Microkhan by Brendan I. Koerner

The Rickshas Tell All

January 20th, 2011 · No Comments


I’m a big fan of the theory that the key to understanding societal shifts is to pay close attention to the art of the everyday. A Chinese politician who may or may not have been Deng Xiaoping is credited with summarizing this logic during the sunset of Mao Zedong’s reign, when he was asked to comment on the import of Beijing’s omnipresent wall posters: “If one knows the nuance, the walls tell all.”

Several months back, I copped that line for a post about the supposed wisdom contained in bathroom graffiti. Today I turn Microkhan’s attention to a far more gorgeous art form: the festooning of rickshas in Bangladesh. Joanna Kirkpatrick, the West’s leading authority on the matter, argues that observers of the teeming South Asian nation would be well-advised to note trends in ricksha art:

Ricksha arts flow with the times, and what one sees on many of the vehicles often reflects current political passions or conflicts. Widespread decoration of rickshas began during the separation from Pakistan, when the doyen of ricksha artists in Dhaka, R.K. Das, began portraying battle scenes. Many rickshas of that era bore paintings of Mukti Bahini fighters in action. Others simply showed scenes of air or sea combat, the new Bangladeshi flag, or animals in combat.

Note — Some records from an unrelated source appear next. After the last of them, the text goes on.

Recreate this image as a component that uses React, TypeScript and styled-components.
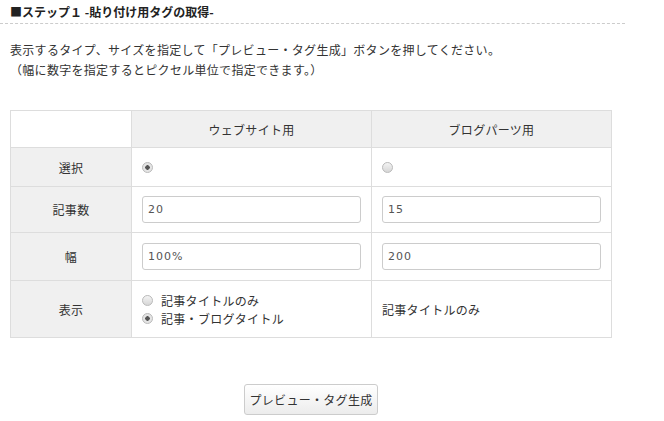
import React from "react";
import styled, { createGlobalStyle } from "styled-components";

const Global = createGlobalStyle`
  html, body { margin: 0; padding: 0; background: #fff; }
  body { font-family: "Noto Sans CJK JP", "Noto Sans", sans-serif; color: #333; font-size: 12px; }
`;

const Page = styled.div`
  width: 625px;
`;

const Heading = styled.h2`
  margin: 0;
  height: 24px;
  box-sizing: border-box;
  padding: 3px 0 0 10px;
  font-size: 12px;
  line-height: 18px;
  font-weight: bold;
  color: #222;
  border-bottom: 1px dashed #ccc;
`;

const Intro = styled.p`
  margin: 16px 0 0 0;
  padding-left: 10px;
  font-size: 12px;
  line-height: 20px;
  letter-spacing: 0.3px;
  color: #333;
`;

const Body = styled.div`
  padding-left: 10px;
  width: 602px;
  margin-top: 30px;
`;

const Table = styled.table`
  width: 602px;
  border-collapse: collapse;
  table-layout: fixed;
`;

const Th = styled.th`
  background: #f0f0f0;
  border: 1px solid #ddd;
  font-weight: normal;
  font-size: 12px;
  color: #333;
  padding: 0;
  text-align: center;
  letter-spacing: 0.3px;
`;

const Corner = styled.th`
  background: #fff;
  border: 1px solid #ddd;
  width: 120px;
  padding: 0;
`;

const Row = styled.tr<{ $h: number }>`
  height: ${(p) => p.$h}px;
`;

const Td = styled.td`
  border: 1px solid #ddd;
  padding: 0 10px;
  font-size: 12px;
  color: #333;
  vertical-align: middle;
  letter-spacing: 0.3px;
`;

const Input = styled.input`
  box-sizing: border-box;
  width: 100%;
  height: 27px;
  border: 1px solid #ccc;
  border-radius: 3px;
  padding: 0 5px;
  font-family: "DejaVu Sans", sans-serif;
  font-size: 11px;
  color: #555;
  letter-spacing: 1px;
  background: #fff;
  outline: none;
`;

const Radio = styled.span<{ $on?: boolean }>`
  display: inline-block;
  flex: none;
  box-sizing: border-box;
  width: 11px;
  height: 11px;
  border-radius: 50%;
  border: 1px solid #bbb;
  background: ${(p) =>
    p.$on
      ? "radial-gradient(circle, #555 0 2px, #e4e4e4 2.5px)"
      : "linear-gradient(#f4f4f4, #d6d6d6)"};
  vertical-align: middle;
`;

const OptionList = styled.div`
  display: flex;
  flex-direction: column;
`;

const Option = styled.label`
  display: flex;
  align-items: center;
  gap: 8px;
  height: 18px;
`;

const RadioCell = styled.div`
  display: flex;
  align-items: center;
`;

const Actions = styled.div`
  display: flex;
  justify-content: center;
  margin-top: 46px;
`;

const Button = styled.button`
  width: 134px;
  height: 31px;
  border: 1px solid #ccc;
  border-radius: 3px;
  background: linear-gradient(#ffffff, #ececec);
  font-family: "Noto Sans CJK JP", sans-serif;
  font-size: 12px;
  letter-spacing: 0.3px;
  color: #333;
  padding: 0;
`;

export default function App() {
  return (
    <Page>
      <Global />
      <Heading>■ステップ１ -貼り付け用タグの取得-</Heading>
      <Intro>
        表示するタイプ、サイズを指定して「プレビュー・タグ生成」ボタンを押してください。
        <br />
        （幅に数字を指定するとピクセル単位で指定できます。）
      </Intro>
      <Body>
        <Table>
          <thead>
            <Row $h={37}>
              <Corner />
              <Th>ウェブサイト用</Th>
              <Th>ブログパーツ用</Th>
            </Row>
          </thead>
          <tbody>
            <Row $h={39}>
              <Th>選択</Th>
              <Td>
                <RadioCell>
                  <Radio $on />
                </RadioCell>
              </Td>
              <Td>
                <RadioCell>
                  <Radio />
                </RadioCell>
              </Td>
            </Row>
            <Row $h={46}>
              <Th>記事数</Th>
              <Td>
                <Input defaultValue="20" />
              </Td>
              <Td>
                <Input defaultValue="15" />
              </Td>
            </Row>
            <Row $h={48}>
              <Th>幅</Th>
              <Td>
                <Input defaultValue="100%" />
              </Td>
              <Td>
                <Input defaultValue="200" />
              </Td>
            </Row>
            <Row $h={57}>
              <Th>表示</Th>
              <Td>
                <OptionList>
                  <Option>
                    <Radio />
                    記事タイトルのみ
                  </Option>
                  <Option>
                    <Radio $on />
                    記事・ブログタイトル
                  </Option>
                </OptionList>
              </Td>
              <Td>記事タイトルのみ</Td>
            </Row>
          </tbody>
        </Table>
        <Actions>
          <Button>プレビュー・タグ生成</Button>
        </Actions>
      </Body>
    </Page>
  );
}
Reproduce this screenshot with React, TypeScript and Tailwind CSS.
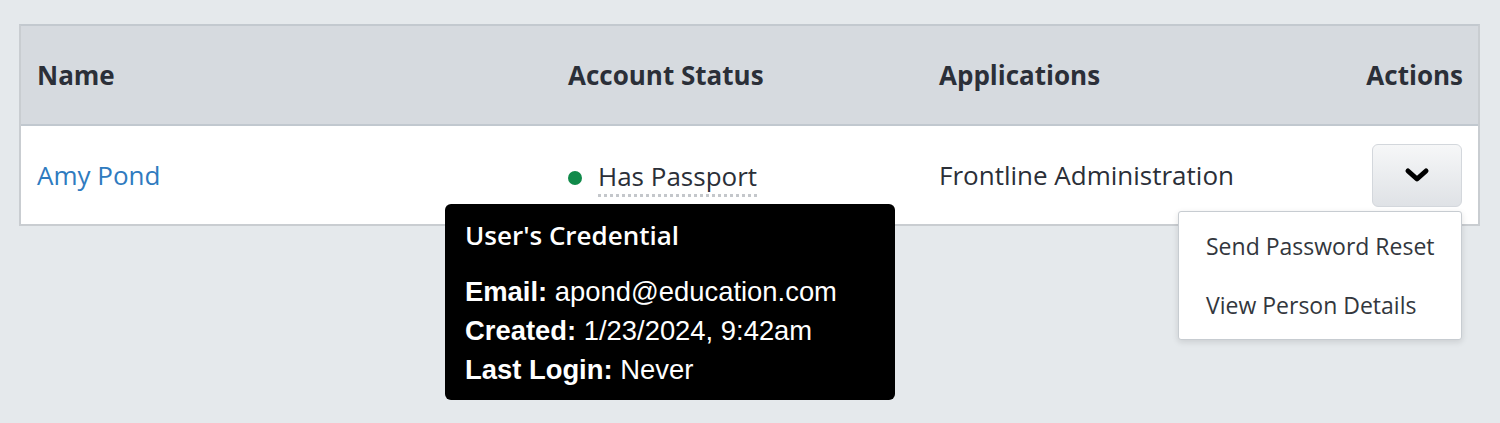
import React from "react";

export default function App() {
  const os = { fontFamily: '"Open Sans", "Noto Sans", sans-serif' };
  return (
    <div className="w-[1500px] h-[423px] bg-[#e5e9ec] pt-[24px] pl-[19px] pr-[20px] relative overflow-hidden" style={os}>
      <div className="border-2 border-[#c9cdd1] border-t-[#c3c9cf] bg-white">
        <div className="grid grid-cols-[529px_371px_1fr_auto] h-[100px] items-center bg-[#d6dadf] border-b-2 border-[#c1c8cf] text-[26px] font-bold text-[#2b2f38] pt-[1px]">
          <div className="pl-[16px]">Name</div>
          <div className="pl-[18px]">Account Status</div>
          <div className="pl-[18px]">Applications</div>
          <div className="pr-[15px] text-right">Actions</div>
        </div>
        <div className="grid grid-cols-[529px_371px_1fr_auto] h-[98px] items-center text-[26px] text-[#2b2f38]">
          <div className="pl-[16px] text-[#2f7bbf]">Amy Pond</div>
          <div className="pl-[18px] relative">
            <div className="flex items-center gap-[16px] pt-[5px]">
              <span className="w-[14px] h-[14px] rounded-full bg-[#108a4a] inline-block"></span>
              <span className="border-b-[3px] border-dotted border-[#c4c7cb] leading-[34px] pb-[1px]">Has Passport</span>
            </div>
          </div>
          <div className="pl-[18px]">Frontline Administration</div>
          <div className="pr-[16px] flex justify-end">
            <button className="w-[90px] h-[63px] rounded-[6px] border border-[#d3d7dc] bg-gradient-to-b from-[#f6f7f8] to-[#dfe2e6] flex items-center justify-center">
              <svg width="26" height="18" viewBox="0 0 26 18">
                <polyline points="4,5 13,13 22,5" fill="none" stroke="#000" strokeWidth="5" strokeLinecap="round" strokeLinejoin="round" />
              </svg>
            </button>
          </div>
        </div>
      </div>

      <div className="absolute left-[445px] top-[204px] w-[450px] h-[196px] bg-black rounded-[6px] text-white pl-[20px] pt-[13px]">
        <div className="text-[26px] font-semibold leading-[36px]" style={os}>User's Credential</div>
        <div className="mt-[19px] text-[27.4px] leading-[39px]" style={{ fontFamily: '"Liberation Sans", Arial, sans-serif' }}>
          <div><b>Email:</b> apond@education.com</div>
          <div><b>Created:</b> 1/23/2024, 9:42am</div>
          <div><b>Last Login:</b> Never</div>
        </div>
      </div>

      <div className="absolute left-[1178px] top-[211px] w-[284px] h-[129px] bg-white border border-[#c7ccd1] rounded-[3px] shadow-[0_2px_6px_rgba(0,0,0,0.12)] text-[23px] text-[#33373d] pt-[15px]">
        <div className="pl-[27px] leading-[38px]">Send Password Reset</div>
        <div className="pl-[27px] leading-[38px] mt-[21px]">View Person Details</div>
      </div>
    </div>
  );
}
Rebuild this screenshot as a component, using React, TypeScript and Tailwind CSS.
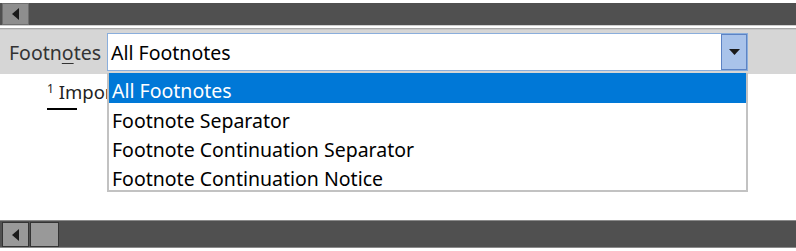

Ricksha decoration continued, with one fad following another: first movie scenes, then birds on every panel, then fantastic Himalayan landscapes, animal fables, and futuristic city scenes with crisscrossing aerial roadways, complete with rushing trains, buses, minivans and stretch limousines, usually colored bright red. (Lately, compact cars have begun replacing the limousines in such scenes.)

Kirkpatrick adds here that a trend of more recent vintage is rickshas that celebrate jihadism—surely a worrying trend in a nation with the world’s fourth-largest Muslim population.